What you should do
Retype only what runs from the first line of the listing to the line holding "type IconProps = SVGProps<SVGSVGElement>;", both included. Do not retype the pictures.

Data
______
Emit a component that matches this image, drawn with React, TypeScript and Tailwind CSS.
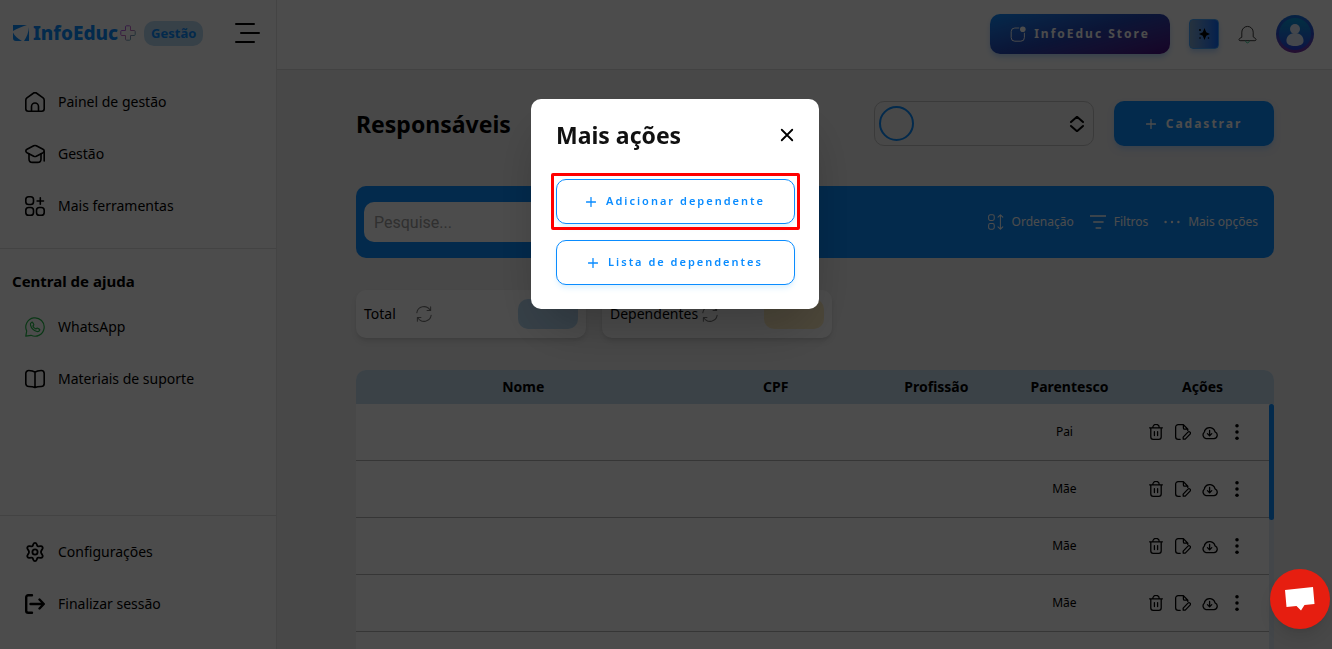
import type { ReactNode, SVGProps } from 'react';

type IconProps = SVGProps<SVGSVGElement>;

const Icon = ({ children, className = 'size-5', ...props }: IconProps) => (
  <svg
    viewBox="0 0 20 20"
    fill="none"
    stroke="currentColor"
    strokeWidth={1.6}
    strokeLinecap="round"
    strokeLinejoin="round"
    aria-hidden="true"
    className={`shrink-0 ${className}`}
    {...props}
  >
    {children}
  </svg>
);

const HomeIcon = () => (
  <Icon>
    <path d="M.8 8.200c0-.9.4-1.800 1.100-2.400L8 1.500a3 3 0 0 1 4 0l6.100 4.300c.7.6 1.100 1.500 1.100 2.400v8.500a2.500 2.500 0 0 1-2.500 2.500H3.300a2.500 2.500 0 0 1-2.500-2.500z" />
    <path d="M6.500 19v-4.500a3.500 3.500 0 0 1 7 0V19" />
  </Icon>
);

const SchoolIcon = () => (
  <Icon>
    <path d="M2 5.300 8.700 1.800a3 3 0 0 1 2.600 0L18 5.300c1.600.9 1.600 2.500 0 3.400l-6.700 3.500a3 3 0 0 1-2.600 0L2 8.700C.4 7.800.4 6.200 2 5.300z" />
    <path d="M4 10v5c0 2 1.500 3.400 3.500 3.400h5c2 0 3.500-1.400 3.500-3.400v-5M19.200 7.500V17" />
  </Icon>
);

const ToolsIcon = () => (
  <Icon>
    <rect x=".8" y=".8" width="7.700" height="7.700" rx="2.800" />
    <rect x=".8" y="11.500" width="7.700" height="7.700" rx="2.800" />
    <rect x="11.500" y="11.500" width="7.700" height="7.700" rx="2.800" />
    <path d="M15.300 1.800v6.400M12.100 5h6.400" />
  </Icon>
);

const WhatsAppIcon = () => (
  <Icon className="size-5 text-[#25b94b]" strokeWidth={1.2}>
    <path d="M.8 19.200 1.700 14A9.200 9.200 0 1 1 6 18.300z" />
    <path d="M6.700 5.200c-1 .5-1.600 1.600-1.200 2.900.8 3 3.300 5.500 6.400 6.400 1.300.3 2.400-.3 2.800-1.300.2-.5 0-.9-.4-1.100l-1.700-.9c-.4-.2-.8-.1-1.100.2l-.6.6c-1.400-.5-2.500-1.600-3-3l.6-.6c.3-.3.4-.7.200-1.100l-.9-1.700c-.2-.4-.7-.6-1.100-.4z" />
  </Icon>
);

const BookIcon = () => (
  <Icon>
    <path d="M10 3.200C8.500 2 6.500 1.500 3.800 1.500A3 3 0 0 0 .8 4.500v10a3 3 0 0 0 3 3c2.700 0 4.700.3 6.200 1 1.500-.7 3.500-1 6.200-1a3 3 0 0 0 3-3v-10a3 3 0 0 0-3-3c-2.700 0-4.700.5-6.200 1.700zM10 3.200v15.300" />
  </Icon>
);

const GearIcon = () => (
  <Icon strokeWidth={1.8}>
    <path d="M8.300 2.200c.6-1.700 2.800-1.700 3.400 0l.5 1.400c.2.600.8.900 1.400.8l1.900-.3c1.700-.3 2.900 1.500 1.900 2.900l-1.100 1.800c-.4.700-.4 1.700 0 2.400l1.100 1.800c1 1.400-.2 3.200-1.900 2.900l-1.900-.3c-.6-.1-1.200.2-1.400.8l-.5 1.400c-.6 1.700-2.800 1.700-3.400 0l-.5-1.400c-.2-.6-.8-.9-1.400-.8l-1.900.3c-1.700.3-2.900-1.500-1.900-2.900l1.100-1.800c.4-.7.4-1.700 0-2.400L2.600 7c-1-1.400.2-3.200 1.900-2.900l1.900.3c.6.100 1.200-.2 1.400-.8z" />
    <circle cx="10" cy="10" r="2.600" />
  </Icon>
);

const LogoutIcon = () => (
  <Icon strokeWidth={2.4}>
    <path d="M7 1.200H3.200a2 2 0 0 0-2 2v13.600a2 2 0 0 0 2 2H7M5.500 10h13M14.500 5.500 18.800 10l-4.300 4.500" />
  </Icon>
);

const PlusIcon = () => (
  <Icon className="size-2.5" strokeWidth={2.6}>
    <path d="M10 1v18M1 10h18" />
  </Icon>
);

const RefreshIcon = () => (
  <Icon className="size-4 text-[#777]" strokeWidth={1.3}>
    <path d="M1 8.500A9 9 0 0 1 17.500 5M19 11.500A9 9 0 0 1 2.500 15M18.300 1v4.500h-4.500M1.700 19v-4.500h4.500" />
  </Icon>
);

const TrashIcon = () => (
  <Icon className="size-4">
    <path d="M2 4.800h16M3.500 4.800v11.400a3 3 0 0 0 3 3h7a3 3 0 0 0 3-3V4.800M6 4.500a4 4 0 0 1 8 0M8 9.500v5M12 9.500v5" />
  </Icon>
);

const EditFileIcon = () => (
  <Icon className="size-4">
    <path d="M6.500 19.200H4A3.200 3.200 0 0 1 .8 16V4A3.200 3.200 0 0 1 4 .8h6.500l5.500 5.700v1.500M10.500 1v4a1.500 1.500 0 0 0 1.500 1.500h4" />
    <path d="m10.300 19-.1-2.600 6-6.200a1.800 1.800 0 0 1 2.600 2.500l-6 6.200z" />
  </Icon>
);

const CloudIcon = () => (
  <Icon className="size-4">
    <path d="M5 18.200h10a4.300 4.300 0 0 0 1.300-8.300A7 7 0 0 0 3.300 8.300c.1.900.1 1.300-.7 2.200A4.600 4.600 0 0 0 5 18.200z" />
    <path d="M9.500 8v6.500M6.800 12l2.700 2.700 2.700-2.700" />
  </Icon>
);

const DotsIcon = () => (
  <Icon className="size-4" fill="currentColor" stroke="none">
    <circle cx="10" cy="2.200" r="2.200" />
    <circle cx="10" cy="10" r="2.200" />
    <circle cx="10" cy="17.800" r="2.200" />
  </Icon>
);

const SortIcon = () => (
  <Icon className="size-4" strokeWidth={1.3}>
    <rect x=".8" y="1" width="7" height="7" rx="2" />
    <rect x=".8" y="12" width="7" height="7" rx="2" />
    <path d="M15.500 1v18M12.500 4l3-3 3 3M12.500 16l3 3 3-3" />
  </Icon>
);

const FilterIcon = () => (
  <Icon className="size-4" strokeLinecap="butt" strokeWidth={1.8}>
    <path d="M0 2.500h20M4 10h13M7 17.500h7" />
  </Icon>
);

const MoreIcon = () => (
  <Icon className="size-4" fill="currentColor" stroke="none">
    <circle cx="2" cy="10" r="1.500" />
    <circle cx="10" cy="10" r="1.500" />
    <circle cx="18" cy="10" r="1.500" />
  </Icon>
);

const Logo = () => (
  <a href="#" className="flex items-center text-[19px] leading-6 font-extrabold text-[#0a8cff]">
    <svg viewBox="0 0 16 16" fill="currentColor" aria-hidden="true" className="mr-1 size-4">
      <path d="M0 0h14C9 1.500 4 3.500 0 6zM0 7.500C1.500 11 5 14 9 16H3a3 3 0 0 1-3-3zM16 2v14h-5C14 12 15.500 7 16 2z" />
    </svg>
    InfoEduc
    <svg viewBox="0 0 16 16" fill="none" aria-hidden="true" className="ml-0.5 size-4">
      <defs>
        <linearGradient id="plus" x1="0" y1="0" x2="1" y2="1">
          <stop offset="0" stopColor="#9a4bff" />
          <stop offset=".5" stopColor="#d070c0" />
          <stop offset="1" stopColor="#25c9b0" />
        </linearGradient>
      </defs>
      <path
        d="M6.500.8h3a1 1 0 0 1 1 1v3.700h3.700a1 1 0 0 1 1 1v3a1 1 0 0 1-1 1h-3.700v3.700a1 1 0 0 1-1 1h-3a1 1 0 0 1-1-1v-3.700H1.800a1 1 0 0 1-1-1v-3a1 1 0 0 1 1-1h3.700V1.800a1 1 0 0 1 1-1z"
        stroke="url(#plus)"
      />
    </svg>
  </a>
);

const NavItem = ({ icon, children }: { icon: ReactNode; children: ReactNode }) => (
  <li>
    <a href="#" className="flex h-13 items-center gap-[13px] pl-[25px] text-sm text-black">
      {icon}
      {children}
    </a>
  </li>
);

const Sidebar = () => (
  <aside className="flex w-[277px] shrink-0 flex-col border-r border-[#e5e5e5] bg-white">
    <div className="flex h-[66px] items-center pl-[13px]">
      <Logo />
      <span className="ml-2 rounded-[10px] bg-[#b8d9f2] px-[7px] text-[13px] leading-[25px] font-bold text-[#0a8cff]">
        Gestão
      </span>
      <button type="button" aria-label="Menu" className="ml-auto mr-4">
        <svg viewBox="0 0 25 20" fill="none" stroke="black" strokeWidth={2} strokeLinecap="round" className="h-5 w-[25px]">
          <path d="M1 1h18M6 10h18M1 19h18" />
        </svg>
      </button>
    </div>
    <nav className="flex grow flex-col">
      <ul className="mt-2.5 border-b border-[#e0e0e0] pb-4">
        <NavItem icon={<HomeIcon />}>Painel de gestão</NavItem>
        <NavItem icon={<SchoolIcon />}>Gestão</NavItem>
        <NavItem icon={<ToolsIcon />}>Mais ferramentas</NavItem>
      </ul>
      <h2 className="flex h-13 items-center pt-3 pl-3 text-[15px] font-bold">Central de ajuda</h2>
      <ul>
        <NavItem icon={<WhatsAppIcon />}>WhatsApp</NavItem>
        <NavItem icon={<BookIcon />}>Materiais de suporte</NavItem>
      </ul>
      <ul className="mt-auto border-t border-[#e0e0e0] pt-2.5 pb-[19px]">
        <NavItem icon={<GearIcon />}>Configurações</NavItem>
        <NavItem icon={<LogoutIcon />}>Finalizar sessão</NavItem>
      </ul>
    </nav>
  </aside>
);

const Header = () => (
  <header className="flex h-[70px] shrink-0 items-center justify-end gap-[19px] border-b border-[#dcdcdc] bg-white pr-[18px] pb-px">
    <button
      type="button"
      className="flex h-10 w-[180px] items-center justify-center gap-2 rounded-[10px] bg-linear-165 from-[#0a8cff] via-[#2546b4] to-[#4b0a82] text-xs font-bold tracking-[2px] text-white shadow-md shadow-blue-200"
    >
      <Icon className="size-4" strokeWidth={1.2}>
        <path d="M11 2.500H6A4.500 4.500 0 0 0 1.500 7v7.500A4.500 4.500 0 0 0 6 19h7.500a4.500 4.500 0 0 0 4.500-4.500V9" />
        <circle cx="16" cy="4" r="3.500" fill="currentColor" stroke="none" />
      </Icon>
      InfoEduc Store
    </button>
    <button
      type="button"
      aria-label="Assistente"
      className="flex size-[30px] items-center justify-center rounded border border-[#4aa8ff] bg-linear-to-r from-[#7fa8d0] to-[#0a6cff] shadow-md shadow-blue-200"
    >
      <svg viewBox="0 0 14 14" className="size-3.5">
        <path d="M7.500 1 9.200 5.200 13 7 9.200 8.800 7.500 13 5.800 8.800 2 7l3.800-1.800z" />
        <circle cx="3" cy="3" r="1" />
        <circle cx="3" cy="11" r=".8" />
        <circle cx="11.500" cy="11" r=".8" />
      </svg>
    </button>
    <button type="button" aria-label="Notificações" className="text-[#333]">
      <Icon className="size-[19px]" strokeWidth={1}>
        <path d="M4 12.500V7.500a6 6 0 0 1 12 0v5l2.500 1.800c.9.700.6 2.200-.7 2.200H2.200c-1.300 0-1.600-1.500-.7-2.200z" />
        <path d="M8 16.800c.3 2.800 3.700 2.800 4 0" stroke="#25c98a" />
      </Icon>
    </button>
    <button
      type="button"
      aria-label="Perfil"
      className="size-[38px] rounded-full bg-linear-to-b from-[#1473e0] via-[#2b4bd0] to-[#7a2fa0] p-[3px]"
    >
      <span className="flex rounded-full bg-linear-to-b from-[#0a9cdc] to-[#2b3fe0]">
        <svg viewBox="0 0 32 32" className="size-8" fill="#e4eeff">
          <circle cx="16" cy="11" r="5" />
          <path d="M16 15c5.500 0 9 4 8.500 8.500-.3 3-4 4.500-8.500 4.500s-8.200-1.500-8.500-4.500C7 19 10.500 15 16 15z" />
        </svg>
      </span>
    </button>
  </header>
);

const StatCard = ({ label, pill, wide }: { label: string; pill: string; wide?: boolean }) => (
  <div className="flex h-12 w-[230px] items-center rounded-[10px] bg-white px-2 text-sm shadow-md">
    {label}
    <button type="button" aria-label={`Atualizar ${label}`} className={wide ? 'ml-1' : 'ml-5'}>
      <RefreshIcon />
    </button>
    <span className={`ml-auto h-[30px] w-[60px] rounded-[10px] ${pill}`} />
  </div>
);

const columns = [
  { name: 'Nome', width: 'w-[36%]' },
  { name: 'CPF', width: 'w-[19%]' },
  { name: 'Profissão', width: 'w-[16%]' },
  { name: 'Parentesco', width: 'w-[13%]' },
  { name: 'Ações', width: 'w-[16%]' },
];

const rows = ['Pai', 'Mãe', 'Mãe', 'Mãe', ''];

const GuardiansTable = () => (
  <div className="relative mt-8 overflow-hidden rounded-t-[10px] bg-white">
    <table className="w-full table-fixed border-separate border-spacing-0 text-center">
      <thead>
        <tr className="h-[34px] bg-[#c5dcee] text-sm">
          {columns.map((column) => (
            <th key={column.name} className={`pl-1 font-bold ${column.width}`}>
              {column.name}
            </th>
          ))}
        </tr>
      </thead>
      <tbody>
        {rows.map((relation, index) => (
          <tr key={index} className="h-[57px] text-xs *:border-b *:border-[#b4b4b4]">
            <td />
            <td />
            <td />
            <td className="pr-1.5">{relation}</td>
            <td className="pr-2">
              {relation && (
                <div className="flex justify-center gap-[11px]">
                  <button type="button" aria-label="Excluir"><TrashIcon /></button>
                  <button type="button" aria-label="Editar"><EditFileIcon /></button>
                  <button type="button" aria-label="Baixar"><CloudIcon /></button>
                  <button type="button" aria-label="Mais"><DotsIcon /></button>
                </div>
              )}
            </td>
          </tr>
        ))}
      </tbody>
    </table>
    <div className="absolute top-[34px] right-0 bottom-0 w-[5px] bg-[#dfebf5]">
      <div className="h-[116px] rounded-sm bg-[#0a8cff]" />
    </div>
  </div>
);

const Toolbar = () => (
  <div className="mt-10 flex h-18 items-center justify-between rounded-[10px] bg-[#0a8cff] pr-4 pl-2">
    <input
      type="search"
      aria-label="Pesquisar"
      placeholder="Pesquise..."
      className="h-10 w-[300px] rounded-[10px] bg-white px-2.5 font-[Roboto,sans-serif] text-base placeholder:text-[#a0a0a0]"
    />
    <div className="flex gap-4 text-xs text-white">
      <button type="button" className="flex items-center gap-2"><SortIcon />Ordenação</button>
      <button type="button" className="flex items-center gap-2"><FilterIcon />Filtros</button>
      <button type="button" className="flex items-center gap-2"><MoreIcon />Mais opções</button>
    </div>
  </div>
);

const ActionButton = ({ children }: { children: ReactNode }) => (
  <button
    type="button"
    className="flex h-[45px] w-full items-center justify-center gap-2.5 rounded-[10px] border border-[#0a8cff] bg-white text-[11px] font-semibold tracking-[2px] text-[#0a8cff] shadow-md shadow-sky-100"
  >
    <PlusIcon />
    {children}
  </button>
);

const ActionsModal = () => (
  <div className="fixed inset-0 flex items-start justify-center bg-black/70 pt-[99px] pl-[18px]">
    <div role="dialog" aria-modal="true" aria-labelledby="modal-title" className="w-72 rounded-[10px] bg-white pr-6 pb-6 pl-[25px] shadow-2xl">
      <div className="flex h-20 items-center justify-between pb-2">
        <h2 id="modal-title" className="text-[23px] leading-8 font-bold text-[#111]">Mais ações</h2>
        <button type="button" aria-label="Fechar" className="mr-px">
          <Icon className="size-3.5" strokeWidth={2.6}>
            <path d="m2.500 2.500 15 15M17.500 2.500l-15 15" />
          </Icon>
        </button>
      </div>
      <div className="flex flex-col gap-4">
        <div className="relative">
          <ActionButton>Adicionar dependente</ActionButton>
          <span className="pointer-events-none absolute -inset-x-[5px] -inset-y-1.5 rounded-xs border-3 border-[#f00]" />
        </div>
        <ActionButton>Lista de dependentes</ActionButton>
      </div>
    </div>
  </div>
);

export default function App() {
  return (
    <div className="flex h-screen overflow-hidden bg-[#f0f0f0] font-['Noto_Sans',sans-serif] text-black">
      <Sidebar />
      <div className="flex min-w-0 grow flex-col overflow-hidden">
        <Header />
        <main className="pt-[31px] pr-[58px] pl-[79px]">
          <div className="flex items-center gap-5">
            <h1 className="mr-auto text-[23px] leading-8 font-bold">Responsáveis</h1>
            <label className="flex h-[45px] w-[220px] items-center rounded-[10px] border border-[#c4c4c4] px-1">
              <span className="size-[35px] shrink-0 rounded-full border-2 border-[#0a8cff]" />
              <select aria-label="Unidade" className="h-full min-w-0 grow appearance-none bg-transparent" />
              <Icon className="mr-1 size-4" strokeWidth={2.5}>
                <path d="m2.500 7.500 7.500-6.500 7.500 6.500M2.500 12.500l7.500 6.500 7.500-6.500" />
              </Icon>
            </label>
            <button
              type="button"
              className="flex h-[45px] w-40 items-center justify-center gap-2.5 rounded-[10px] bg-[#0a8cff] text-xs font-bold tracking-[2px] text-white shadow-md shadow-blue-200"
            >
              <PlusIcon />
              Cadastrar
            </button>
          </div>
          <Toolbar />
          <div className="mt-8 flex gap-4">
            <StatCard label="Total" pill="bg-[#b8d9f2]" />
            <StatCard label="Dependentes" pill="bg-[#ffedc0]" wide />
          </div>
          <GuardiansTable />
        </main>
      </div>
      <ActionsModal />
      <button
        type="button"
        aria-label="Abrir chat"
        className="fixed right-0.5 bottom-5 flex size-15 items-center justify-center rounded-full bg-[#e61e10] shadow-lg"
      >
        <svg viewBox="0 0 30 26" fill="white" className="h-[26px] w-[30px]">
          <path d="M0 4 28 1l1.500 17-10 1-3.500 5.500-4.500-4.500L1.500 21z" />
        </svg>
      </button>
    </div>
  );
}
______
Solution to the exercise
Emit a component that matches this image, drawn with React, TypeScript and Tailwind CSS.
import type { ReactNode, SVGProps } from 'react';

type IconProps = SVGProps<SVGSVGElement>;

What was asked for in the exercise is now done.